In 2006, President Jackson received the President’s Award of the American Society of Mechanical Engineers for her “outstanding contributions to the engineering profession and for her dedication to the promotion of diversity and inclusion in engineering education.” That same year, the Troy Rehabilitation and Improvement Program (TRIP) presented its Community Citizenship Award to Dr. Jackson for the contributions made by Rensselaer to the revitalization of the greater Troy area.
Dr. Jackson was named as one of seven 2004 fellows of the Association for Women in Science (AWIS). AWIS is dedicated to achieving equity and the full participation of women in all fields of science and technology.
In 2002, Dr. Jackson was named as one of the “top 50 women in science” by Discover Magazine and recognized in the ESSENCE Magazine book 50 of The Most Inspiring African-Americans. She also was cited as one of “50 R&D stars to watch” by Industry Week Magazine.
In 2001, Dr. Jackson received the Richtmyer Memorial Lecture Award from the American Association of Physics Teachers. Dr. Jackson also received the 2001 Immortal Award for the 15th Annual Black History Makers Awards sponsored by Associated Black Charities and, that same year, became the first woman to win the Black Engineer of the Year Award from US Black Engineer & Information Technology Magazine.

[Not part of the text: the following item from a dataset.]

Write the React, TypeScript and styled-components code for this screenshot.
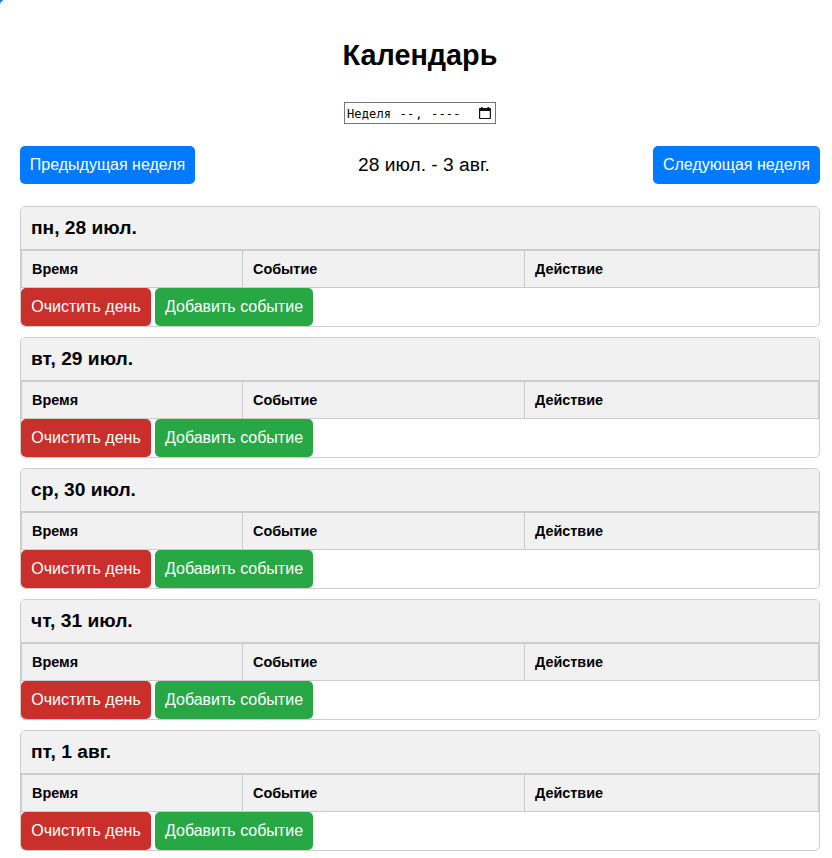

In 2000, Dr. Jackson was awarded the Golden Torch Award for Lifetime Achievement in Academia by the National Society of Black Engineers. That same year, Dr. Jackson received the 100 Women of Excellence Award from the Albany-Colonie (NY) Regional Chamber of Commerce & Women’s Business Council, which recognizes women who pioneered change in the region over the past century. She was inducted into the Women in Technology International Foundation Hall of Fame (WITI) in June of 2000. WITI recognizes women technologists and scientists whose achievements are exceptional.
Dr. Jackson was inducted into the National Women’s Hall of Fame in 1998 for her contributions as a distinguished scientist and advocate for education, science, and public policy. In 1993, she was awarded the New Jersey Governor’s Award in Science (the Thomas Alva Edison Award).